### What to work on
All lines holding the string "styles" are to be shown.

### Stored data
◆ ◆ ◆
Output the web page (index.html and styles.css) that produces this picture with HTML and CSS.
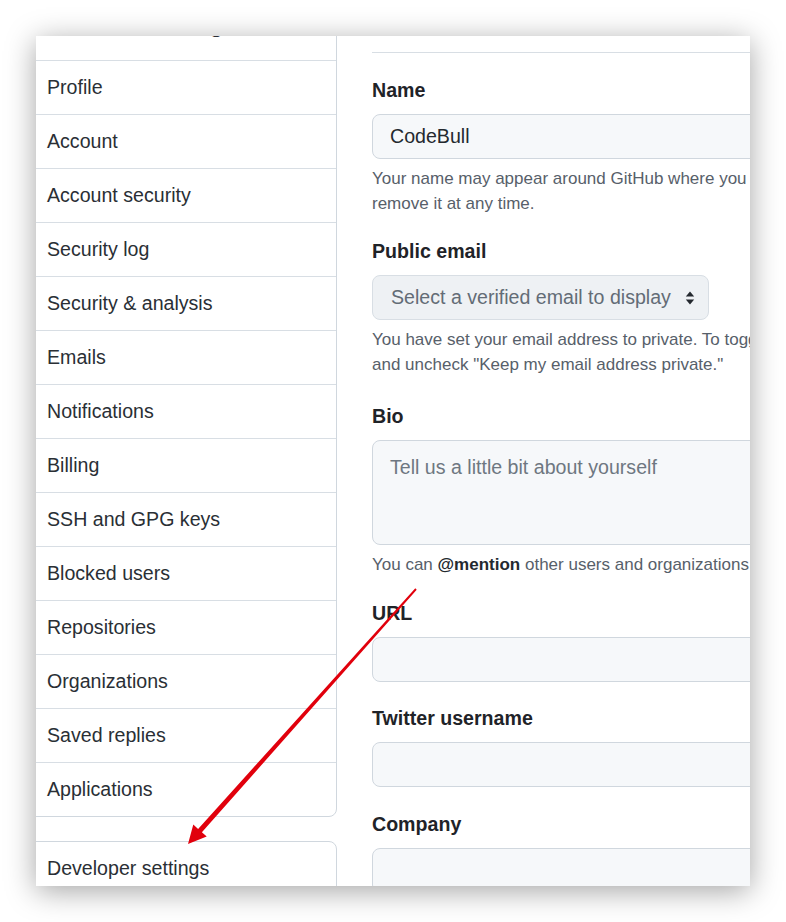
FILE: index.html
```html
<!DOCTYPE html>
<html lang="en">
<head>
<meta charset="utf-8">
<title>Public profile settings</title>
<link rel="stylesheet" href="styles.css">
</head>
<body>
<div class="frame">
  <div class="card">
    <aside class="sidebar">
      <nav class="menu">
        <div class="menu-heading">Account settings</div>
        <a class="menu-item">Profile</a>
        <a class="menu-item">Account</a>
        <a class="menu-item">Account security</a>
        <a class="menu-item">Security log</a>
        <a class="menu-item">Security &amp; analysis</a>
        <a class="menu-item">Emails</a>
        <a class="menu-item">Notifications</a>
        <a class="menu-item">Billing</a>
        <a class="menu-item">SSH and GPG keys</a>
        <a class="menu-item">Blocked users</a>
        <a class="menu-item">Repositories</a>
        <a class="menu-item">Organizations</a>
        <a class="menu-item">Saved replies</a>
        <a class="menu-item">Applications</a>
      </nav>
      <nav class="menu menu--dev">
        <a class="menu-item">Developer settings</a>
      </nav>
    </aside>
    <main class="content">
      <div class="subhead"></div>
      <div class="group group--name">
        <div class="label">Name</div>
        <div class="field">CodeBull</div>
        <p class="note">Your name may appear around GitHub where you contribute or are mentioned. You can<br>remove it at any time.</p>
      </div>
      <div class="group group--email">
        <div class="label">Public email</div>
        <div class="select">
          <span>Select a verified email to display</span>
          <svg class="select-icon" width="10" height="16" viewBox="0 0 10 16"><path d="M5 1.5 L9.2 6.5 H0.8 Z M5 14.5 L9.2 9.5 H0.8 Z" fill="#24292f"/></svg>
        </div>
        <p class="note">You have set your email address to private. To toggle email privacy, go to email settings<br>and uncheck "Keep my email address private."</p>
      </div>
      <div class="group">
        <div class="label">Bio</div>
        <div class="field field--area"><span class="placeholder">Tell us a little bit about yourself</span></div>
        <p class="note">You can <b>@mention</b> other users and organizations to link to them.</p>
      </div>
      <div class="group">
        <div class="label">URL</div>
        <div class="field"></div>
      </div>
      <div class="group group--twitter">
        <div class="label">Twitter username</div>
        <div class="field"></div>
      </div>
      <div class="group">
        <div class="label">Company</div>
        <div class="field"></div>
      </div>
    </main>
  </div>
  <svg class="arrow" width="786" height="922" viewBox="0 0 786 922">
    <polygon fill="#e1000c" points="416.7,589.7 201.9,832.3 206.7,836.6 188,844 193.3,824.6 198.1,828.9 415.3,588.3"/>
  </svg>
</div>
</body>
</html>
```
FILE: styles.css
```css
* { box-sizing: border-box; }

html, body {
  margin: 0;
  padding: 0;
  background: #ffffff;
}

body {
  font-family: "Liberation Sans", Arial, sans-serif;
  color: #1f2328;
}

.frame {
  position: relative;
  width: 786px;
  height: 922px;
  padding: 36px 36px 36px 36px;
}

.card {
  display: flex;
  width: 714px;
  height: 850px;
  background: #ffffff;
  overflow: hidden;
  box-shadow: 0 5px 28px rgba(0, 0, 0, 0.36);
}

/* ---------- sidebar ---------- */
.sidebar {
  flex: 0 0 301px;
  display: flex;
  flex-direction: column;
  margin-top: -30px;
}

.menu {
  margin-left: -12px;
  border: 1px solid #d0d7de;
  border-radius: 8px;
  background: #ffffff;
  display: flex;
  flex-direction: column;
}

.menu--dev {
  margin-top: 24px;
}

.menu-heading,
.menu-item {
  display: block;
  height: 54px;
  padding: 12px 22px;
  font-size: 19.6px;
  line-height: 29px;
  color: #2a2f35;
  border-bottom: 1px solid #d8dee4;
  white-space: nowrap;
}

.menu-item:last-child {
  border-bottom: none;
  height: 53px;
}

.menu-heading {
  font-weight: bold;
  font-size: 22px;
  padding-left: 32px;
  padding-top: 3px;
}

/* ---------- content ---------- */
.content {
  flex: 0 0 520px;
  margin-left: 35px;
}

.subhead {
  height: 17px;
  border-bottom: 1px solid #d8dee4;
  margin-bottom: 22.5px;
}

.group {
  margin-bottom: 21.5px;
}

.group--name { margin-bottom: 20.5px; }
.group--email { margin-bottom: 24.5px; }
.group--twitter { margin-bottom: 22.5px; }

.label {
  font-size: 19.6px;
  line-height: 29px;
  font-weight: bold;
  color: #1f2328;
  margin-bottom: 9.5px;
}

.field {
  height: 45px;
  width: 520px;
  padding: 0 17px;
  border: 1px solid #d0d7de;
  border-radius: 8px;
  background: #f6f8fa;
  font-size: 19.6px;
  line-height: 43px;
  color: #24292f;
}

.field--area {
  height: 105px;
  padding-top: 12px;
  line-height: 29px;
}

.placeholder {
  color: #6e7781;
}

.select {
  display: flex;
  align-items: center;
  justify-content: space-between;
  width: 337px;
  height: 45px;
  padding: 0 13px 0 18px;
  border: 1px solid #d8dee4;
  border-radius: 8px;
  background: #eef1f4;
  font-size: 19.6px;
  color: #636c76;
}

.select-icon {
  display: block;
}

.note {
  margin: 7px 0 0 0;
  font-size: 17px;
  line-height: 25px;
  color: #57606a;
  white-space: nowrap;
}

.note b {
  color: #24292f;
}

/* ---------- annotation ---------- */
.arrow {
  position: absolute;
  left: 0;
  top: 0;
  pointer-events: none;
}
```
◆ ◆ ◆
### Response to the task
Output the web page (index.html and styles.css) that produces this picture with HTML and CSS.
<link rel="stylesheet" href="styles.css">
FILE: styles.css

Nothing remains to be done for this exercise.